Yorumu: Film, anladığınız üzere Van Gogh’un hayatını anlatıyor. İşlerine hayran olduğumuz ancak bu dönemde fazlasıyla tüketilen Van Gogh’u, Willem Dafoe inanılmaz başarılı canlandırmış. İzlerken Willem Dafoe diye birinin varlığını resmen unuttuk ve o bizim için tamamen Van Gogh oldu. Sanatçının bir yandan eserlerinin değer görmeye başlaması, bir yandan da mental olarak kendini bazı çıkmazlarda bulması işleniyor. Filmde gördüğümüz birçok sahne, Van Gogh’un çalışmalarında işlediği mekanlar ve insanlar üzerine kurulmuştu. Birçok sahnede “Aaaa! Bu sahne çok tanıdık, burayı da resmetti!” dedik ve bunları belli belirsiz vermeleri çok hoşumuza gitti. Film bir yandan da yavaş temposuyla hafif sıkıcı kaldı. Özellikle Van Gogh’un bir yerden başka bir yere koşarken bacaklarını izlememiz… ne bilelim ya, gereksiz geldi.
7) Captain Marvel
Konusu: Geçmişi hakkında hiçbir şey bilmeyen Carol Danvers, süper güçlere sahip bir şekilde dünyaya düşer. Dünyayı keşfettikçe kimi görüntüler hatırlamaya başlar. Yıllar önce burada yaşadığını hissetmeye başlayan Carol yanlış tarafta olduğunu fark eder. Bu yolda güvenebileceği tek insan SHIELD ajanı Nick Fury’dir. Dünyanın yeryüzündeki savaşta belirli bir tarafı seçmek zorunda kalan kahramanımız Captain Marvel’a dönüşmeye başlar.

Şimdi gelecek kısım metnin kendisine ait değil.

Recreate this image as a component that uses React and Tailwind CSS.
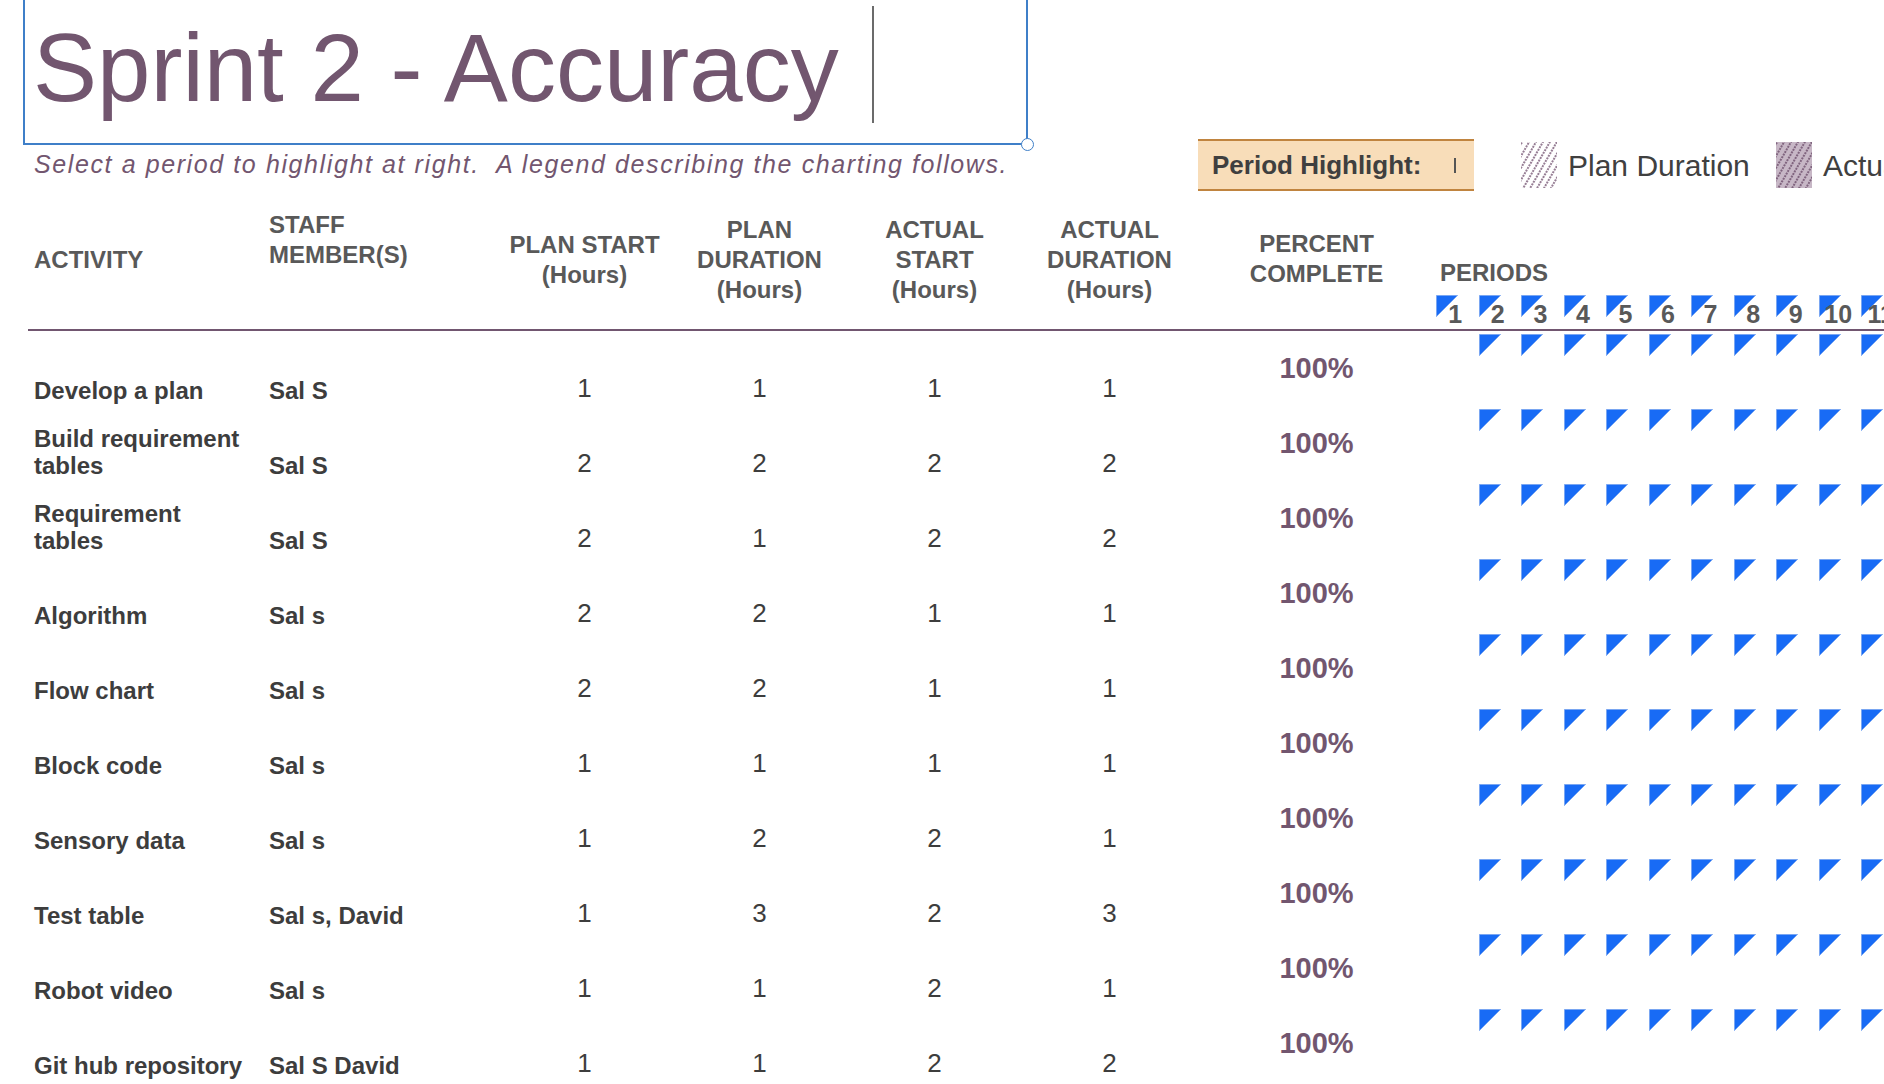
import React from "react";

const rows = [
  { a: ["Develop a plan"], s: "Sal S", v: [1, 1, 1, 1] },
  { a: ["Build requirement", "tables"], s: "Sal S", v: [2, 2, 2, 2] },
  { a: ["Requirement", "tables"], s: "Sal S", v: [2, 1, 2, 2] },
  { a: ["Algorithm"], s: "Sal s", v: [2, 2, 1, 1] },
  { a: ["Flow chart"], s: "Sal s", v: [2, 2, 1, 1] },
  { a: ["Block code"], s: "Sal s", v: [1, 1, 1, 1] },
  { a: ["Sensory data"], s: "Sal s", v: [1, 2, 2, 1] },
  { a: ["Test table"], s: "Sal s, David", v: [1, 3, 2, 3] },
  { a: ["Robot video"], s: "Sal s", v: [1, 1, 2, 1] },
  { a: ["Git hub repository"], s: "Sal S David", v: [1, 1, 2, 2] },
];

const periods = [1, 2, 3, 4, 5, 6, 7, 8, 9, 10, 11];

function Tri({ top = "top-0" }) {
  return (
    <svg
      width="22"
      height="22"
      viewBox="0 0 22 22"
      className={"absolute left-0 " + top}
    >
      <polygon
        points="0.5,0.5 21.5,0.5 0.5,21.5"
        fill="#186bf5"
        stroke="#79a6f2"
        strokeWidth="1"
      />
    </svg>
  );
}

function Hatch({ id, bg, line }) {
  return (
    <svg width="36" height="46" viewBox="0 0 36 46" className="shrink-0">
      <defs>
        <pattern
          id={id}
          width="6"
          height="6"
          patternUnits="userSpaceOnUse"
          patternTransform="rotate(30)"
        >
          <line
            x1="1"
            y1="0"
            x2="1"
            y2="6"
            stroke={line}
            strokeWidth="1.6"
            strokeDasharray="2 1"
          />
        </pattern>
      </defs>
      <rect x="0" y="0" width="36" height="46" fill={bg} />
      <rect x="0" y="0" width="36" height="46" fill={`url(#${id})`} />
    </svg>
  );
}

const numCols = [
  { lines: ["PLAN START", "(Hours)"], pt: "pt-[39px]" },
  { lines: ["PLAN", "DURATION", "(Hours)"], pt: "pt-[24px]" },
  { lines: ["ACTUAL", "START", "(Hours)"], pt: "pt-[24px]" },
  { lines: ["ACTUAL", "DURATION", "(Hours)"], pt: "pt-[24px]" },
];

export default function App() {
  return (
    <div className="w-[1884px] h-[1084px] overflow-hidden bg-white font-['Liberation_Sans',Arial,sans-serif]">
      {/* Title text box */}
      <div className="relative ml-[23px] w-[1005px] h-[145px] border-x-2 border-b-2 border-[#3f7fc8]">
        <div className="pl-[8px] pt-[20px] text-[96px] leading-none text-[#72566f] whitespace-nowrap">
          Sprint 2 - Accuracy
        </div>
        <div className="absolute left-[847px] top-[6px] w-[2px] h-[117px] bg-[#6b6b6b]" />
        <div className="absolute -right-[8px] -bottom-[8px] w-[13px] h-[13px] rounded-full border-[1.5px] border-[#3f7fc8] bg-white" />
      </div>

      {/* Subtitle + highlight + legend */}
      <div className="-mt-[6px] h-[52px] flex items-center">
        <div className="w-[1198px] shrink-0 pl-[34px] italic text-[25px] tracking-[1.6px] text-[#72566f] whitespace-nowrap">
          Select a period to highlight at right.{"\u00a0 "}A legend describing the charting follows.
        </div>
        <div className="w-[276px] h-[52px] shrink-0 flex items-center bg-[#f8ddb9] border-y-2 border-[#c0843f] pl-[14px]">
          <span className="text-[26px] font-bold text-[#3f3f3f] whitespace-nowrap">
            Period Highlight:
          </span>
          <span className="ml-auto mr-[18px] w-[2px] h-[15px] bg-[#555555]" />
        </div>
        <div className="ml-[47px] flex items-center shrink-0">
          <Hatch id="planHatch" bg="#ffffff" line="#7b5c79" />
          <div className="w-[219px] pl-[11px] text-[30px] text-[#404040] whitespace-nowrap">
            Plan Duration
          </div>
          <Hatch id="actualHatch" bg="#c7b7c6" line="#6e4f6c" />
          <div className="pl-[11px] text-[30px] text-[#404040] whitespace-nowrap">
            Actual Duration
          </div>
        </div>
      </div>

      {/* Table */}
      <div className="ml-[28px] w-[1900px]">
        {/* header */}
        <div className="flex h-[138px] text-[24px] leading-[30px] font-bold text-[#595959]">
          <div className="w-[235px] shrink-0 pl-[6px] pt-[54px]">ACTIVITY</div>
          <div className="w-[234px] shrink-0 pl-[6px] pt-[19px]">
            STAFF
            <br />
            MEMBER(S)
          </div>
          {numCols.map((c, i) => (
            <div key={i} className={"w-[175px] shrink-0 text-center " + c.pt}>
              {c.lines.map((l, j) => (
                <div key={j}>{l}</div>
              ))}
            </div>
          ))}
          <div className="w-[239px] shrink-0 text-center pt-[38px]">
            PERCENT
            <br />
            COMPLETE
          </div>
          <div className="shrink-0 flex flex-col">
            <div className="pl-[4px] pt-[68px] h-[97px] leading-[28px]">PERIODS</div>
            <div className="mt-[7px] flex h-[34px]">
              {periods.map((p) => (
                <div
                  key={p}
                  className="relative w-[42.55px] h-[34px] shrink-0 flex items-end justify-center pb-[2px] pr-[4px]"
                >
                  <Tri />
                  <span className="relative text-[25px] leading-none font-bold text-[#595959]">
                    {p}
                  </span>
                </div>
              ))}
            </div>
          </div>
        </div>
        <div className="h-[2px] bg-[#715670]" />

        {/* rows */}
        {rows.map((r, i) => (
          <div key={i} className="flex h-[75px]">
            <div className="w-[235px] shrink-0 pl-[6px] pb-[2px] flex items-end text-[24px] leading-[27px] font-bold text-[#3d3d3d] whitespace-nowrap">
              <div>
                {r.a.map((l, j) => (
                  <div key={j}>{l}</div>
                ))}
              </div>
            </div>
            <div className="w-[234px] shrink-0 pl-[6px] pb-[2px] flex items-end text-[24px] leading-[27px] font-bold text-[#3d3d3d] whitespace-nowrap">
              {r.s}
            </div>
            {r.v.map((v, j) => (
              <div
                key={j}
                className="w-[175px] shrink-0 pb-[3px] flex items-end justify-center text-[26px] leading-[30px] text-[#3d3d3d]"
              >
                {v}
              </div>
            ))}
            <div className="w-[239px] shrink-0 flex items-center justify-center text-[29px] font-bold text-[#72566f]">
              100%
            </div>
            <div className="flex shrink-0">
              {periods.map((p) => (
                <div key={p} className="relative w-[42.55px] h-[75px] shrink-0">
                  {p > 1 && <Tri top="top-[3px]" />}
                </div>
              ))}
            </div>
          </div>
        ))}
      </div>
    </div>
  );
}
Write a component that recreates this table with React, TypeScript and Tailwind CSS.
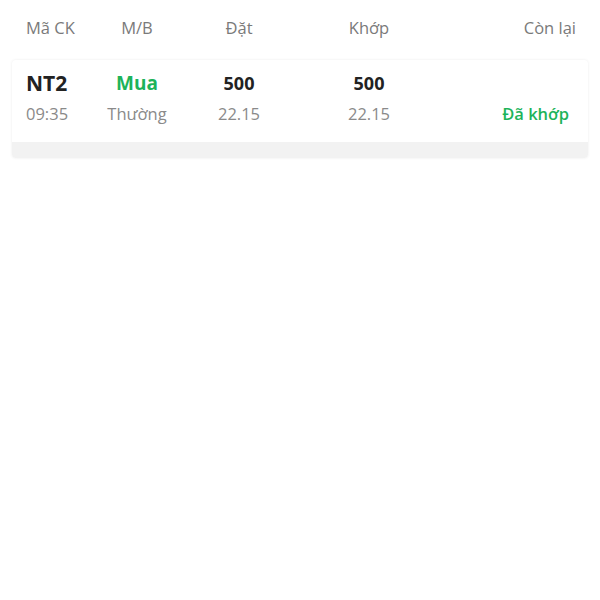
const ROW = {
  code: 'NT2',
  time: '09:35',
  side: 'Mua',
  type: 'Thường',
  qty: 500,
  price: '22.15',
  matchQty: 500,
  matchPrice: '22.15',
  status: 'Đã khớp',
};

export default function App() {
  const font = { fontFamily: '"Open Sans", "Noto Sans", sans-serif' };
  return (
    <div className="w-[600px] h-[600px] bg-white" style={font}>
      {/* header */}
      <div className="grid grid-cols-[72px_78px_126px_134px_140px] pl-[26px] pt-[17px] text-[16.5px] leading-[22px] text-[#7a7a7a]">
        <div>Mã CK</div>
        <div className="text-center">M/B</div>
        <div className="text-center">Đặt</div>
        <div className="text-center">Khớp</div>
        <div className="text-right">Còn lại</div>
      </div>

      {/* order card */}
      <div className="mx-[12px] mt-[21px] rounded-[4px] bg-white shadow-[0_0_3px_rgba(0,0,0,0.08)] overflow-hidden">
        <div className="grid grid-cols-[72px_78px_126px_134px_140px] pl-[14px] pt-[10px] pb-[17px]">
          <div className="text-[21px] leading-[26px] font-bold text-[#222]">{ROW.code}</div>
          <div className="text-center text-[19px] leading-[26px] font-bold text-[#1db35a]">{ROW.side}</div>
          <div className="text-center text-[18px] leading-[26px] font-bold text-[#222]">{ROW.qty}</div>
          <div className="text-center text-[18px] leading-[26px] font-bold text-[#222]">{ROW.matchQty}</div>
          <div />
          <div className="mt-[7px] text-[16.5px] leading-[22px] text-[#8a8a8a]">{ROW.time}</div>
          <div className="mt-[7px] text-center text-[16.5px] leading-[22px] text-[#8a8a8a]">{ROW.type}</div>
          <div className="mt-[7px] text-center text-[16.5px] leading-[22px] text-[#8a8a8a]">{ROW.price}</div>
          <div className="mt-[7px] text-center text-[16.5px] leading-[22px] text-[#8a8a8a]">{ROW.matchPrice}</div>
          <div className="mt-[7px] text-right pr-[7px] text-[16.5px] leading-[22px] font-semibold text-[#1db35a]">{ROW.status}</div>
        </div>
        <div className="h-[16px] bg-[#f2f2f2]" />
      </div>
    </div>
  );
}
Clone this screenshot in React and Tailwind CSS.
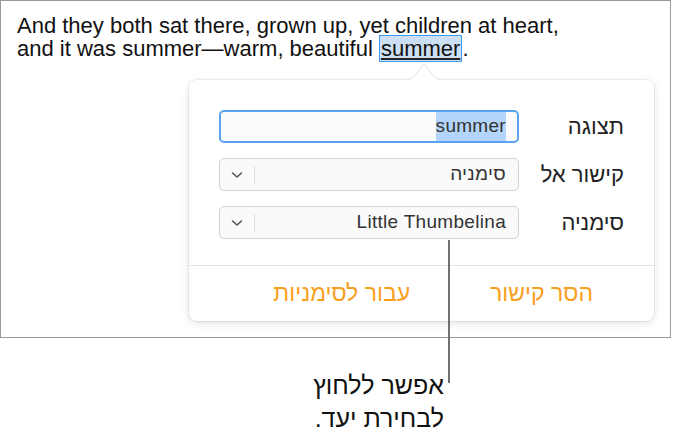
import React from "react";

const Select = ({ value }) => (
  <div className="flex h-[33px] w-[300px] items-center rounded-[5px] border border-[#d3d3d3] bg-[#fafafa]">
    <div className="flex w-[34px] items-center justify-center">
      <svg width="12" height="8" viewBox="0 0 12 8">
        <path d="M1.5 2 L6 6 L10.5 2" fill="none" stroke="#555" strokeWidth="1.6" strokeLinecap="round" strokeLinejoin="round" />
      </svg>
    </div>
    <div className="h-[18px] w-px bg-[#dcdcdc]" />
    <div dir="rtl" className="flex-1 pr-[12px] text-right text-[19px] tracking-[0.3px] text-[#333]">
      {value}
    </div>
  </div>
);

const Row = ({ label, children }) => (
  <div className="flex items-center">
    {children}
    <div dir="rtl" className="flex-1 text-right text-[22px] text-[#222]">
      {label}
    </div>
  </div>
);

export default function App() {
  return (
    <div className="relative h-[435px] w-[673px] bg-white font-['Liberation_Sans',sans-serif]">
      <div className="relative h-[338px] w-[671px] border border-[#9a9a9a]">
        <p className="pl-[16px] pt-[13px] text-[22px] leading-[23px] text-[#111]">
          And they both sat there, grown up, yet children at heart,
          <br />
          and it was summer—warm, beautiful{" "}
          <span className="border border-[#3a9af5] bg-[#cddff2] px-[1px] underline decoration-[#222]">summer</span>.
        </p>

        {/* popover */}
        <div className="absolute left-[188px] top-[79px] w-[465px] rounded-[8px] bg-white shadow-[0_0_0_1px_rgba(0,0,0,0.05),0_2px_8px_rgba(0,0,0,0.12)]">
          <svg className="absolute left-[214px] top-[-18px]" width="42" height="19" viewBox="0 0 42 19">
            <path d="M0 18.5 C8 18.5 10 16 14 11 L21 1.5 L28 11 C32 16 34 18.5 42 18.5" fill="white" stroke="#e3e3e3" strokeWidth="1" />
            <rect x="0" y="18" width="42" height="2" fill="white" />
          </svg>

          <div className="flex flex-col gap-[15px] px-[30px] pb-[26px] pt-[30px]">
            <Row label="תצוגה">
              <div className="flex h-[33px] w-[300px] items-center justify-end rounded-[5px] border-2 border-[#5aa3f3] bg-[#fbfbfb] pr-[11px]">
                <span className="bg-[#b4d5fb] text-[19px] tracking-[0.3px] text-[#333]">summer</span>
              </div>
            </Row>
            <Row label="קישור אל">
              <Select value="סימניה" />
            </Row>
            <Row label="סימניה">
              <Select value="Little Thumbelina" />
            </Row>
          </div>

          <div dir="rtl" className="flex h-[56px] items-center gap-[80px] border-t border-[#e4e4e4] pr-[61px] text-[23px] text-[#f7a020]">
            <span>הסר קישור</span>
            <span>עבור לסימניות</span>
          </div>
        </div>
      </div>

      {/* callout */}
      <div className="absolute left-[448px] top-[240px] h-[143px] w-[2px] bg-[#707070]" />
      <div dir="rtl" className="w-[444px] pt-[31px] text-right text-[25px] leading-[33px] text-[#111]">
        אפשר ללחוץ
        <br />
        לבחירת יעד.
      </div>
    </div>
  );
}
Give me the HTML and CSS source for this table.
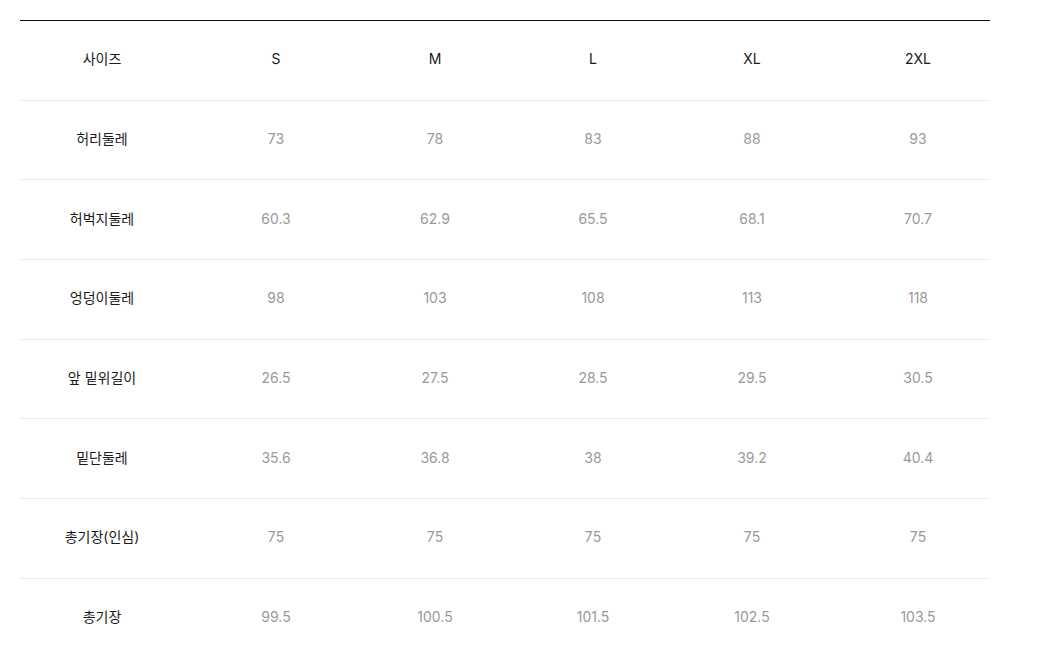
FILE: index.html
```html
<!DOCTYPE html>
<html lang="ko">
<head>
<meta charset="utf-8">
<title>사이즈표</title>
<link rel="stylesheet" href="styles.css">
</head>
<body>
<div class="size-table">
  <div class="row head">
    <div class="cell label">사이즈</div>
    <div class="cell">S</div>
    <div class="cell">M</div>
    <div class="cell">L</div>
    <div class="cell">XL</div>
    <div class="cell last">2XL</div>
  </div>
  <div class="row">
    <div class="cell label">허리둘레</div>
    <div class="cell">73</div><div class="cell">78</div><div class="cell">83</div><div class="cell">88</div><div class="cell last">93</div>
  </div>
  <div class="row">
    <div class="cell label">허벅지둘레</div>
    <div class="cell">60.3</div><div class="cell">62.9</div><div class="cell">65.5</div><div class="cell">68.1</div><div class="cell last">70.7</div>
  </div>
  <div class="row">
    <div class="cell label">엉덩이둘레</div>
    <div class="cell">98</div><div class="cell">103</div><div class="cell">108</div><div class="cell">113</div><div class="cell last">118</div>
  </div>
  <div class="row">
    <div class="cell label">앞 밑위길이</div>
    <div class="cell">26.5</div><div class="cell">27.5</div><div class="cell">28.5</div><div class="cell">29.5</div><div class="cell last">30.5</div>
  </div>
  <div class="row">
    <div class="cell label">밑단둘레</div>
    <div class="cell">35.6</div><div class="cell">36.8</div><div class="cell">38</div><div class="cell">39.2</div><div class="cell last">40.4</div>
  </div>
  <div class="row">
    <div class="cell label">총기장(인심)</div>
    <div class="cell">75</div><div class="cell">75</div><div class="cell">75</div><div class="cell">75</div><div class="cell last">75</div>
  </div>
  <div class="row">
    <div class="cell label">총기장</div>
    <div class="cell">99.5</div><div class="cell">100.5</div><div class="cell">101.5</div><div class="cell">102.5</div><div class="cell last">103.5</div>
  </div>
</div>
</body>
</html>
```

FILE: styles.css
```css
html, body {
  margin: 0;
  padding: 0;
  background: #fff;
}
body {
  padding: 20px 0 0 20px;
  font-family: Inter, "Noto Sans CJK KR", sans-serif;
  font-size: 14px;
  color: #999;
}
.size-table {
  width: 970px;
  border-top: 1px solid #111;
}
.row {
  display: grid;
  grid-template-columns: 164px 184px 134px 182px 136px 170px;
  height: 78.7px;
  border-bottom: 1px solid #ebebeb;
  align-items: center;
}
.cell {
  text-align: center;
  line-height: 20px;
  padding-bottom: 2px;
}
.cell.last {
  padding-left: 26px;
}
.label, .head .cell {
  color: #1a1a1a;
}
```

Yorumu: Captain Marvel’ı oynayan kızımız Brie Larson’a fragmanlar ve afişlerden bu yana pek ısınamamıştık. “Ya bu kızda hiç süper kahraman tipi yok nasıl olacak?” diyorduk fakat kendisi bizi dumur etti. Bazı filmseverler kendisinin oyunculuğunu çok beğenmemiş. Biz öyle düşünmüyoruz. Muhteşem oyunculuğu, etkileyici güzelliği, kalpleri ısıtan mimikleri bizi bizden aldı. Film Captain Marvel’ın origin hikayesini anlattığı için ilk yarıda çok hafif sıkılabiliyorsunuz fakat ikinci yarıda aksiyon dur durak bilmiyor. Hikayenin biraz daha orijinal olması filmi daha çarpıcı kılabilirdi. Nick Fury olarak tanıdığımız Samuel L. Jackson’ın gençliğine ve SHIELD’in ilk zamanlarına şahit olmak da ayrı güzeldi. Avengers: Endgame’e doğru giden yolda son dönemece girerken Captain Marvel güzel bir mola yeri oldu. Hala vizyondayken mutlaka gidin, imkan varsa IMAX’le izleyin. İki After Credit var, izlemeyi unutmayın.